On commence avec "Nox", la nuit, long poème sur la France du coup d'État, pour finir par "Lux", la lumière, retour prophétique de la liberté. En chemin, il faudra passer par "L'Expiation" (où l'on trouve le célèbre Waterloo, morne plaine) des deux Napoléon, expier le Grand par le Petit; puis l'issue finale est d'abord annoncée par "Stella", c'est-à-dire l'étoile du matin, très beau poème que Rimbaud saluait. En chemin, il a eu le temps de lancer ses "Ultima verba" (Et s'il n'en reste qu'un, je serai celui-là), de fustiger cruellement tous les membres du nouveau régime, avec une incalculable collection d'insultes en tout genre, et de méditer mélancoliquement sur les hommes.
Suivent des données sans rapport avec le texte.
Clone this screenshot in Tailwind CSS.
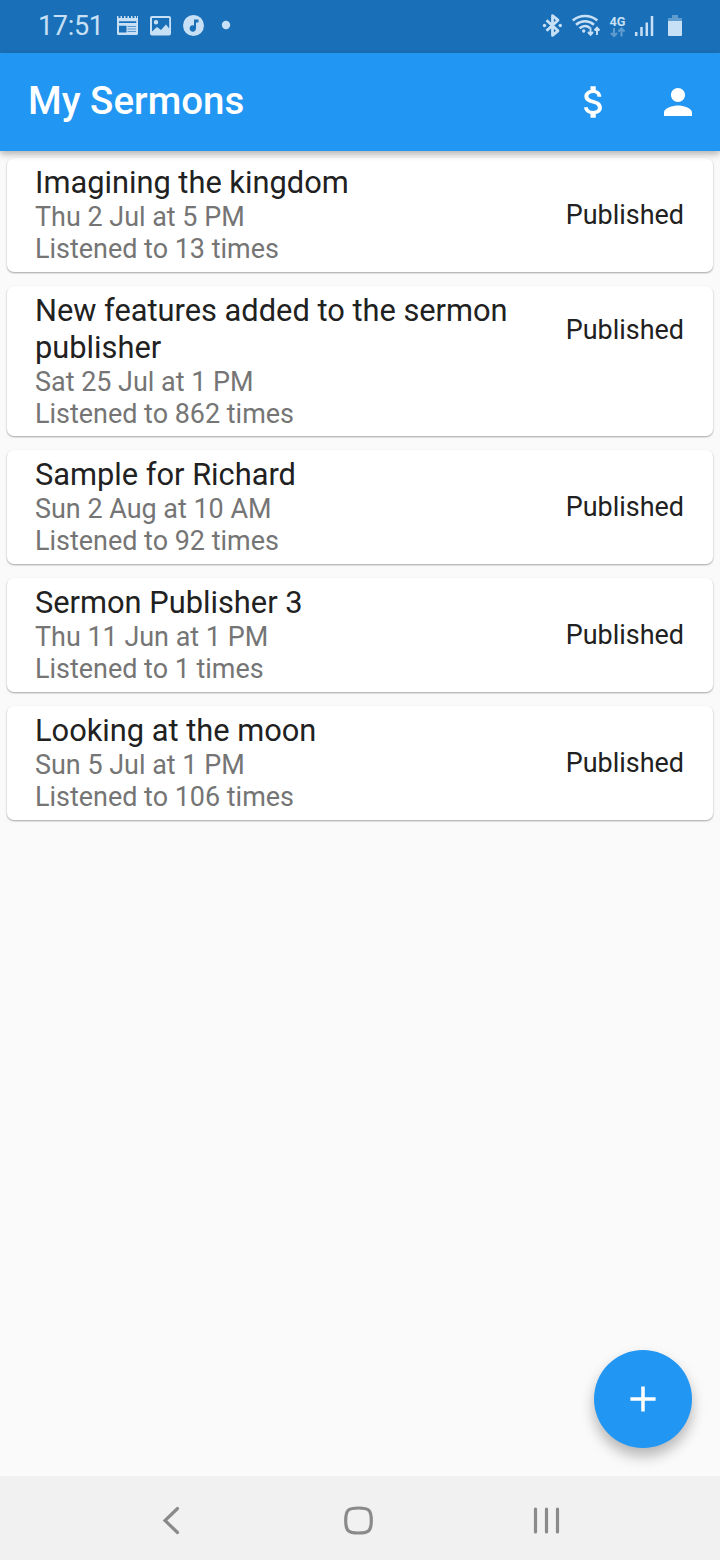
<!DOCTYPE html>
<html lang="en">
<head>
<meta charset="utf-8">
<title>My Sermons</title>
<script src="https://cdn.jsdelivr.net/npm/@tailwindcss/browser@4"></script>
</head>
<body class="bg-[#fafafa] font-[Roboto,sans-serif] text-[#212121]">
<div class="relative flex h-[1560px] w-[720px] flex-col overflow-hidden">
  <div class="z-10 flex h-[53px] shrink-0 items-start bg-[#1a70b8] pl-[38px] text-[#c8e0f5]">
    <span class="w-[74px] pt-[10px] text-[27px] leading-8 tracking-[-0.3px]">17:51</span>
    <svg class="h-[53px] w-[126px]" viewBox="112 0 126 53" fill="currentColor">
      <path fill-rule="evenodd" d="M117 16h1.500v2h2v-2h1.500v2h2v-2h1.500v2h2v-2h1.500v2h2v-2h1.500v2h2v-2h1.500v2h1v-2h1v17.500a1.500 1.500 0 0 1-1.500 1.500h-18a1.500 1.500 0 0 1-1.500-1.500zM119 21.300v1.700h17.200v-1.700zM119 25.800v6.700h7.500v-6.700z"/>
      <path d="M127.500 26.500h8.500M127.500 29h8.500M127.500 31.500h8.500" stroke="#1a70b8" stroke-width="1" opacity=".65"/>
      <path fill-rule="evenodd" d="M152 16h17a2 2 0 0 1 2 2v15.500a2 2 0 0 1-2 2h-17a2 2 0 0 1-2-2V18a2 2 0 0 1 2-2zM152 18v13.500l5-4.500 4 3 5-5.500 3.200 4V18zM156 20a2.200 2.200 0 1 1 0 4.400a2.200 2.200 0 0 1 0-4.400z"/>
      <circle cx="193.500" cy="25.500" r="10.500"/>
      <path d="M194 19.500h4.500v3H196v6a3.200 3.200 0 1 1-2-3z" fill="#1a70b8"/>
      <circle cx="226" cy="25" r="4.200"/>
    </svg>
    <svg class="ml-auto h-[53px] w-[180px]" viewBox="540 0 180 53" fill="none" stroke="currentColor" stroke-width="2.500">
      <path d="M546.500 20.300l11.500 10.500-5.500 4.500V15.700l5.500 4.500-11.500 10.500" stroke-linejoin="round" stroke-width="2.800"/>
      <circle cx="544.500" cy="25.500" r="1.700" fill="currentColor" stroke="none"/><circle cx="560.300" cy="25.500" r="1.700" fill="currentColor" stroke="none"/>
      <path d="M572.800 20.500c7-6 17.500-6 24.500 0M576 24.700c5.500-4.500 12.500-4.500 18 0M579.500 28.300c3.500-2.800 7.500-2.800 10.500-.3"/>
      <circle cx="583.700" cy="31" r="1.700" fill="currentColor" stroke="none"/>
      <path d="M590.500 27.500v7M588 32l2.500 2.800 2.500-2.800M597 35v-7M594.500 30.500l2.500-2.800 2.500 2.800" stroke-width="1.900"/>
      <text x="609.500" y="25.500" font-size="13.200" font-weight="700" fill="currentColor" stroke="none" textLength="16" lengthAdjust="spacingAndGlyphs">4G</text>
      <path d="M614 28v8M611 33l3 3 3-3M621.500 36.500v-8M618.500 31.500l3-3 3 3" opacity=".4" stroke-width="2"/>
      <path d="M636.200 32v4M641.500 27v9M646.800 22.500V36M652 16v20" stroke-width="2.500"/>
      <path d="M672 15h6v3h4v3h-14v-3h4z" fill="currentColor" stroke="none" opacity=".4"/>
      <path d="M668 21h14v14a1 1 0 0 1-1 1h-12a1 1 0 0 1-1-1z" fill="currentColor" stroke="none"/>
    </svg>
  </div>
  <header class="z-10 flex h-[98px] shrink-0 items-center bg-[#2196f3] pr-[21px] pl-7 text-white shadow-[0_3px_7px_rgba(0,0,0,0.3)]">
    <h1 class="-mt-[2px] text-[38.5px] leading-none font-medium">My Sermons</h1>
    <svg class="ml-auto size-[42px]" viewBox="0 0 24 24" fill="currentColor"><path d="M11.800 10.900c-2.270-.59-3-1.200-3-2.150 0-1.090 1.010-1.850 2.700-1.850 1.780 0 2.440.85 2.500 2.100h2.210c-.07-1.720-1.120-3.300-3.210-3.810V3h-3v2.160c-1.940.42-3.500 1.680-3.500 3.610 0 2.310 1.910 3.460 4.700 4.130 2.500.6 3 1.480 3 2.410 0 .69-.49 1.790-2.700 1.790-2.060 0-2.870-.92-2.980-2.100h-2.200c.12 2.190 1.760 3.420 3.680 3.830V21h3v-2.150c1.950-.37 3.500-1.500 3.500-3.550 0-2.840-2.430-3.810-4.700-4.400z"/></svg>
    <svg class="ml-[42px] size-[42px]" viewBox="0 0 24 24" fill="currentColor"><path d="M12 12c2.210 0 4-1.790 4-4s-1.790-4-4-4-4 1.790-4 4 1.790 4 4 4zm0 2c-2.670 0-8 1.340-8 4v2h16v-2c0-2.660-5.330-4-8-4z"/></svg>
  </header>
  <main class="flex grow flex-col gap-[14px] px-[7px] pt-[7px]">
    <article class="flex h-[114px] justify-between rounded-[7px] bg-white pt-[6px] pr-[29px] pl-7 shadow-[0_1px_2px_rgba(0,0,0,0.35)]">
      <div><h2 class="text-[30.8px] leading-[37px]">Imagining the kingdom</h2><p class="text-[26.95px] leading-8 text-[#757575]">Thu 2 Jul at 5 PM<br>Listened to 13 times</p></div>
      <span class="pt-[35px] text-[26.95px] leading-8">Published</span>
    </article>
    <article class="flex h-[150px] justify-between rounded-[7px] bg-white pt-[6px] pr-[29px] pl-7 shadow-[0_1px_2px_rgba(0,0,0,0.35)]">
      <div><h2 class="text-[30.8px] leading-[37px]">New features added to the sermon<br>publisher</h2><p class="text-[26.95px] leading-8 text-[#757575]">Sat 25 Jul at 1 PM<br>Listened to 862 times</p></div>
      <span class="pt-[22px] text-[26.95px] leading-8">Published</span>
    </article>
    <article class="flex h-[114px] justify-between rounded-[7px] bg-white pt-[6px] pr-[29px] pl-7 shadow-[0_1px_2px_rgba(0,0,0,0.35)]">
      <div><h2 class="text-[30.8px] leading-[37px]">Sample for Richard</h2><p class="text-[26.95px] leading-8 text-[#757575]">Sun 2 Aug at 10 AM<br>Listened to 92 times</p></div>
      <span class="pt-[35px] text-[26.95px] leading-8">Published</span>
    </article>
    <article class="flex h-[114px] justify-between rounded-[7px] bg-white pt-[6px] pr-[29px] pl-7 shadow-[0_1px_2px_rgba(0,0,0,0.35)]">
      <div><h2 class="text-[30.8px] leading-[37px]">Sermon Publisher 3</h2><p class="text-[26.95px] leading-8 text-[#757575]">Thu 11 Jun at 1 PM<br>Listened to 1 times</p></div>
      <span class="pt-[35px] text-[26.95px] leading-8">Published</span>
    </article>
    <article class="flex h-[114px] justify-between rounded-[7px] bg-white pt-[6px] pr-[29px] pl-7 shadow-[0_1px_2px_rgba(0,0,0,0.35)]">
      <div><h2 class="text-[30.8px] leading-[37px]">Looking at the moon</h2><p class="text-[26.95px] leading-8 text-[#757575]">Sun 5 Jul at 1 PM<br>Listened to 106 times</p></div>
      <span class="pt-[35px] text-[26.95px] leading-8">Published</span>
    </article>
  </main>
  <button class="absolute right-7 bottom-[112px] flex size-[98px] items-center justify-center rounded-full bg-[#2196f3] text-white shadow-[0_8px_14px_rgba(0,0,0,0.28)]" aria-label="Add">
    <svg class="size-[42px]" viewBox="0 0 24 24" fill="currentColor"><path d="M19.200 13h-6.200v6.200h-2v-6.200H4.800v-2h6.200V4.800h2v6.200h6.200z"/></svg>
  </button>
  <nav class="flex h-[84px] shrink-0 bg-[#f1f1f1]">
    <svg class="h-[84px] w-[720px]" viewBox="0 1476 720 84" fill="none" stroke="#8a8a8a" stroke-width="3.200">
      <path d="M177.500 1508.500l-12.500 12 12.500 12" stroke-linecap="round"/>
      <path d="M358.500 1508c10.500 0 12.800 2.300 12.800 12.500s-2.300 12.500-12.800 12.500-12.800-2.300-12.800-12.500 2.300-12.500 12.800-12.500z"/>
      <path d="M535.500 1509v23M546.500 1509v23M557.500 1509v23" stroke-linecap="round"/>
    </svg>
  </nav>
</div>
</body>
</html>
Dans ses Châtiments Hugo se prend tour à tour pour Tacite, pour Juvénal et pour un prophète biblique, fustigeant, "marquant au fer rouge", dénonçant sans pitié. Le titre même du recueil a failli être une référence aux Tragiques d'Agrippa d'Aubigné, autre oeuvre de circonstance d'une incroyable violence poétique. Alors oui, il y a de la mégalomanie chez Victor Hugo, qui le rend en même temps attachant et insupportable. Il y a cette foi indéfectible en lui-même, il y a cette aspiration à la grandeur. Il est lui-même à la fois sublime et grotesque. C'est aussi pour cela qu'il est Victor Hugo et personne d'autre.
Les Châtiments contiennent aussi, au-delà de la volonté évidente de s'en prendre à cet Empire hypocrite, à cet homme qui a renversé la République, à cet aspirant Napoléon, de vraies réflexions comme Hugo n'en avait plus faites depuis longtemps. Il s'interroge sur la liberté, sur la différence entre peuple et foule, sur les responsabilités à endosser dans ce coup d'État, le peuple, les notables, les républicains eux-mêmes. Il se questionne sur la légitimité du combat républicain, sur les valeurs qui sont désormais les siennes, sur la question de la clémence ou de l'implacabilité. Il livre un poignant "Souvenir de la nuit du 4" sur ce garçon tué lors du coup de force, il réfléchit sur la peine de mort comme toujours, sur la place du régime dans l'histoire, sur les femmes aussi. C'est grandiloquent, certes. Ça peut paraître simple ou vain. Mais ça ne l'était pas à l'époque et je ne crois pas que ce le soit devenu à présent. Il est des oeuvres hugoliennes qui ont vieilli, qui ne se lisent plus que difficilement; ce n'est pas le cas des Châtiments, intemporelle alors même que rarement oeuvre a été autant de circonstance.
Les Châtiments, c'est une épopée grandiose, c'est une satire acerbe, c'est une rêverie sublime. Alors oui, il y a des imperfections; des moments où l'ensemble paraît redondant, où Hugo paraît un peu trop mégalomane. Pour une oeuvre écrite en quelques mois à peine, on peut le lui pardonner. Parce que Les Châtiments reste une oeuvre titanesque qui transforme totalement la poésie hugolienne et marque un jalon essentiel dans toute l'oeuvre de l'auteur. Et parce que son souffle vous emporte très loin alors même que vous pensiez tenir entre les mains un recueil un peu vieillot d'alexandrins compassés.
Je laisse le dernier mot à Théodore de Banville (non non je ne fais pas du tout ma pédante): "Victor Hugo a en une fois et tout d'un coup (...) retransformé vingt formes de l'art, forçant la satire à se faire, sous sa main de géant, ode, épopée, roman, tragédie, chanson et à soupirer et à chanter, elle qui n'avait jamais fait que rugir, et à résonner tour à tour sur toutes les cordes diverses de la lyre."